Generally speaking, these cases all involve businesses who engage the services of individuals (usually on an ad hoc, flexible basis) who they consider to be self-employed and not employees or workers of the business. These individuals often provide their own tools, account for their own tax, provide their own insurance, and work under contracts that clearly describe them as self-employed. However, in each of these gig economy cases, the tribunals and courts have decided that, despite the wording of the contract between the business and the operative, these individuals are workers, and not self-employed.
The tribunals and courts in these cases have looked beyond the strict terms of the contracts and considered the relationship between the parties in practice. Interestingly, reference has also been made to statements made by the companies to the public and third parties.

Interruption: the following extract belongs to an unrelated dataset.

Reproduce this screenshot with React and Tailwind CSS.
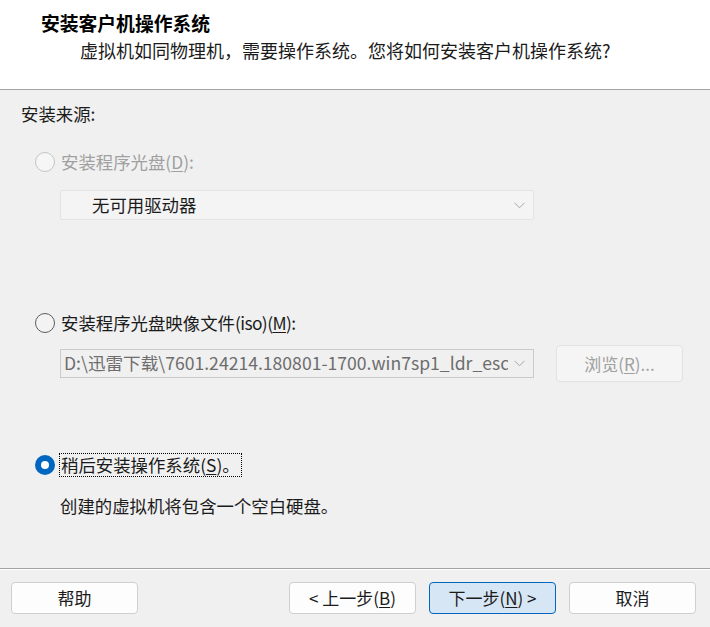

While each case will turn on its own facts, there is now a growing body of case law in which the tribunals and courts are finding that individuals are workers, particularly where the business retains control over the individuals. These gig economy cases are also attracting media attention and so organisations should be prepared for questions, and potential claims, from those currently regarded as self-employed but who believe they are in fact employees or workers.
Why is this important?
Truly self-employed individuals are not entitled to employment rights, but employees and workers are. This means that workers (and employees) are entitled to protections against unlawful discrimination as whistleblowers; to pay for annual leave, the National Minimum Wage (and National Living Wage), rest breaks and may also be eligible for an employer contribution under an auto enrolment pension scheme. Employees also have additional rights such as the right not to be unfairly dismissed and statutory redundancy payments. There is therefore a substantial financial (and administrative) risk for charities and third sector organisations who get employment status wrong.
What can charities do?
It is vitally important that charities and third sector organisations review their position in order to minimise these risks. Taking advice now could limit the financial and reputational risks later.
Charities and third sector organisations should therefore:
- Ensure contracts are well drafted and robust;
- Ensure that the relationship in practice is not materially different from the relationship on paper; and
- Ensure that statements made in public do not contradict the terms of the contract.